### What to produce
Copy out the listing in full, exactly as written, but not its pictures.

### Data extract
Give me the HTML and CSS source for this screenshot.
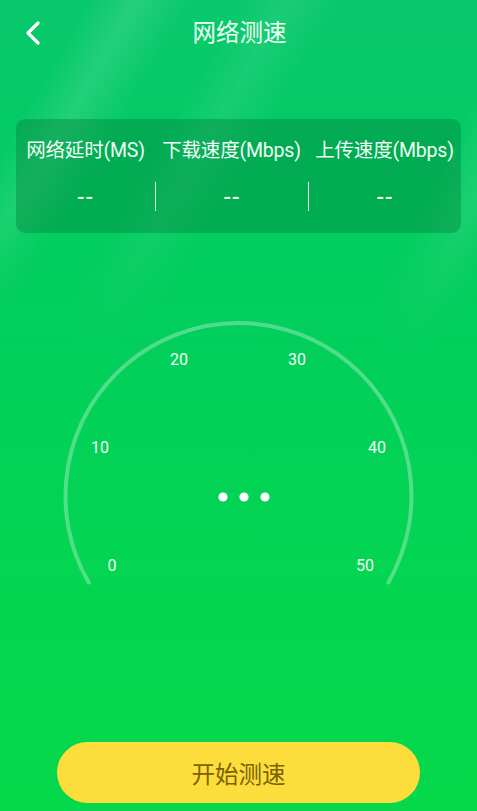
FILE: index.html
```html
<!DOCTYPE html>
<html lang="zh-CN">
<head>
<meta charset="utf-8">
<title>网络测速</title>
<link rel="stylesheet" href="styles.css">
</head>
<body>
<div class="page">
  <header class="topbar">
    <svg class="back" width="16" height="26" viewBox="0 0 16 26">
      <path d="M13 3 L3 13 L13 23" fill="none" stroke="#fff" stroke-width="3.2" stroke-linecap="round" stroke-linejoin="round"/>
    </svg>
    <h1 class="title">网络测速</h1>
  </header>

  <section class="card">
    <div class="labels">
      <span>网络延时(MS)</span>
      <span>下载速度(Mbps)</span>
      <span>上传速度(Mbps)</span>
    </div>
    <div class="values">
      <span class="val">--</span>
      <span class="val sep">--</span>
      <span class="val sep">--</span>
    </div>
  </section>

  <svg class="gauge" width="477" height="300" viewBox="0 0 477 300">
    <path d="M88.7 282.5 A173 173 0 1 1 388.3 282.5" fill="none" stroke="rgba(255,255,255,0.3)" stroke-width="4" stroke-linecap="round"/>
    <g class="ticks">
      <text x="112" y="265">0</text>
      <text x="100" y="147">10</text>
      <text x="179" y="59">20</text>
      <text x="297" y="59">30</text>
      <text x="377" y="147">40</text>
      <text x="365" y="265">50</text>
    </g>
    <circle cx="223" cy="197" r="4.6" fill="#fff"/>
    <circle cx="244" cy="197" r="4.6" fill="#fff"/>
    <circle cx="265" cy="197" r="4.6" fill="#fff"/>
  </svg>

  <div class="spacer"></div>

  <button class="start">开始测速</button>
</div>
</body>
</html>
```

FILE: styles.css
```css
html, body {
  margin: 0;
  padding: 0;
}
body {
  width: 477px;
  height: 811px;
  overflow: hidden;
  font-family: "Roboto", "Noto Sans CJK SC", sans-serif;
}
.page {
  width: 477px;
  height: 811px;
  display: flex;
  flex-direction: column;
  position: relative;
  isolation: isolate;
  background: linear-gradient(180deg, #08c86c 0%, #02cb63 22%, #02d05a 45%, #04d552 70%, #06d84b 100%);
}
.page::before {
  content: "";
  position: absolute;
  left: 0;
  top: 0;
  right: 0;
  height: 420px;
  z-index: -1;
  pointer-events: none;
  background:
    linear-gradient(120deg, rgba(255,255,255,0) 12%, rgba(255,255,255,0.12) 19%, rgba(255,255,255,0) 27%, rgba(255,255,255,0) 33%, rgba(255,255,255,0.08) 40%, rgba(255,255,255,0) 48%),
    linear-gradient(116deg, rgba(255,255,255,0) 76%, rgba(255,255,255,0.11) 84%, rgba(255,255,255,0) 92%);
  -webkit-mask-image: linear-gradient(180deg, #000 0%, #000 45%, transparent 85%);
  mask-image: linear-gradient(180deg, #000 0%, #000 45%, transparent 85%);
}
.topbar {
  height: 66px;
  position: relative;
  display: flex;
  align-items: center;
  justify-content: center;
}
.back {
  position: absolute;
  left: 25px;
  top: 20px;
}
.title {
  margin: 0 0 4px;
  font-family: "Noto Sans CJK SC", sans-serif;
  font-weight: 400;
  font-size: 23.5px;
  color: #effff4;
  line-height: 30px;
  padding-left: 2px;
}
.card {
  margin: 53px 16px 0;
  height: 114px;
  box-sizing: border-box;
  padding-top: 20px;
  background: rgba(0, 110, 50, 0.33);
  border-radius: 9px;
}
.labels, .values {
  display: grid;
  grid-template-columns: 139px 153px 1fr;
}
.labels span {
  text-align: center;
  white-space: nowrap;
  color: #f0fff5;
  font-size: 19.5px;
  line-height: 24px;
  letter-spacing: -0.2px;
}
.values {
  margin-top: 19px;
}
.val {
  height: 29px;
  display: flex;
  align-items: center;
  justify-content: center;
  color: #f2fff6;
  font-size: 22px;
  font-weight: 500;
  letter-spacing: 1px;
  padding-top: 2px;
  box-sizing: border-box;
}
.val.sep {
  border-left: 1.5px solid rgba(255,255,255,0.9);
}
.gauge {
  display: block;
  margin-top: 67px;
}
.ticks text {
  fill: #f2fff6;
  font-family: "Roboto", sans-serif;
  font-size: 16px;
  text-anchor: middle;
  dominant-baseline: central;
}
.spacer {
  flex: 1;
}
.start {
  margin: 0 57px 8px 57px;
  height: 61px;
  border: none;
  border-radius: 31px;
  background: #fddd3c;
  color: #7a6200;
  font-family: "Noto Sans CJK SC", sans-serif;
  font-size: 23.5px;
  padding: 0;
  cursor: pointer;
}
```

### The answer
Give me the HTML and CSS source for this screenshot.
FILE: index.html
```html
<!DOCTYPE html>
<html lang="zh-CN">
<head>
<meta charset="utf-8">
<title>网络测速</title>
<link rel="stylesheet" href="styles.css">
</head>
<body>
<div class="page">
  <header class="topbar">
    <svg class="back" width="16" height="26" viewBox="0 0 16 26">
      <path d="M13 3 L3 13 L13 23" fill="none" stroke="#fff" stroke-width="3.2" stroke-linecap="round" stroke-linejoin="round"/>
    </svg>
    <h1 class="title">网络测速</h1>
  </header>

  <section class="card">
    <div class="labels">
      <span>网络延时(MS)</span>
      <span>下载速度(Mbps)</span>
      <span>上传速度(Mbps)</span>
    </div>
    <div class="values">
      <span class="val">--</span>
      <span class="val sep">--</span>
      <span class="val sep">--</span>
    </div>
  </section>

  <svg class="gauge" width="477" height="300" viewBox="0 0 477 300">
    <path d="M88.7 282.5 A173 173 0 1 1 388.3 282.5" fill="none" stroke="rgba(255,255,255,0.3)" stroke-width="4" stroke-linecap="round"/>
    <g class="ticks">
      <text x="112" y="265">0</text>
      <text x="100" y="147">10</text>
      <text x="179" y="59">20</text>
      <text x="297" y="59">30</text>
      <text x="377" y="147">40</text>
      <text x="365" y="265">50</text>
    </g>
    <circle cx="223" cy="197" r="4.6" fill="#fff"/>
    <circle cx="244" cy="197" r="4.6" fill="#fff"/>
    <circle cx="265" cy="197" r="4.6" fill="#fff"/>
  </svg>

  <div class="spacer"></div>

  <button class="start">开始测速</button>
</div>
</body>
</html>
```

FILE: styles.css
```css
html, body {
  margin: 0;
  padding: 0;
}
body {
  width: 477px;
  height: 811px;
  overflow: hidden;
  font-family: "Roboto", "Noto Sans CJK SC", sans-serif;
}
.page {
  width: 477px;
  height: 811px;
  display: flex;
  flex-direction: column;
  position: relative;
  isolation: isolate;
  background: linear-gradient(180deg, #08c86c 0%, #02cb63 22%, #02d05a 45%, #04d552 70%, #06d84b 100%);
}
.page::before {
  content: "";
  position: absolute;
  left: 0;
  top: 0;
  right: 0;
  height: 420px;
  z-index: -1;
  pointer-events: none;
  background:
    linear-gradient(120deg, rgba(255,255,255,0) 12%, rgba(255,255,255,0.12) 19%, rgba(255,255,255,0) 27%, rgba(255,255,255,0) 33%, rgba(255,255,255,0.08) 40%, rgba(255,255,255,0) 48%),
    linear-gradient(116deg, rgba(255,255,255,0) 76%, rgba(255,255,255,0.11) 84%, rgba(255,255,255,0) 92%);
  -webkit-mask-image: linear-gradient(180deg, #000 0%, #000 45%, transparent 85%);
  mask-image: linear-gradient(180deg, #000 0%, #000 45%, transparent 85%);
}
.topbar {
  height: 66px;
  position: relative;
  display: flex;
  align-items: center;
  justify-content: center;
}
.back {
  position: absolute;
  left: 25px;
  top: 20px;
}
.title {
  margin: 0 0 4px;
  font-family: "Noto Sans CJK SC", sans-serif;
  font-weight: 400;
  font-size: 23.5px;
  color: #effff4;
  line-height: 30px;
  padding-left: 2px;
}
.card {
  margin: 53px 16px 0;
  height: 114px;
  box-sizing: border-box;
  padding-top: 20px;
  background: rgba(0, 110, 50, 0.33);
  border-radius: 9px;
}
.labels, .values {
  display: grid;
  grid-template-columns: 139px 153px 1fr;
}
.labels span {
  text-align: center;
  white-space: nowrap;
  color: #f0fff5;
  font-size: 19.5px;
  line-height: 24px;
  letter-spacing: -0.2px;
}
.values {
  margin-top: 19px;
}
.val {
  height: 29px;
  display: flex;
  align-items: center;
  justify-content: center;
  color: #f2fff6;
  font-size: 22px;
  font-weight: 500;
  letter-spacing: 1px;
  padding-top: 2px;
  box-sizing: border-box;
}
.val.sep {
  border-left: 1.5px solid rgba(255,255,255,0.9);
}
.gauge {
  display: block;
  margin-top: 67px;
}
.ticks text {
  fill: #f2fff6;
  font-family: "Roboto", sans-serif;
  font-size: 16px;
  text-anchor: middle;
  dominant-baseline: central;
}
.spacer {
  flex: 1;
}
.start {
  margin: 0 57px 8px 57px;
  height: 61px;
  border: none;
  border-radius: 31px;
  background: #fddd3c;
  color: #7a6200;
  font-family: "Noto Sans CJK SC", sans-serif;
  font-size: 23.5px;
  padding: 0;
  cursor: pointer;
}
```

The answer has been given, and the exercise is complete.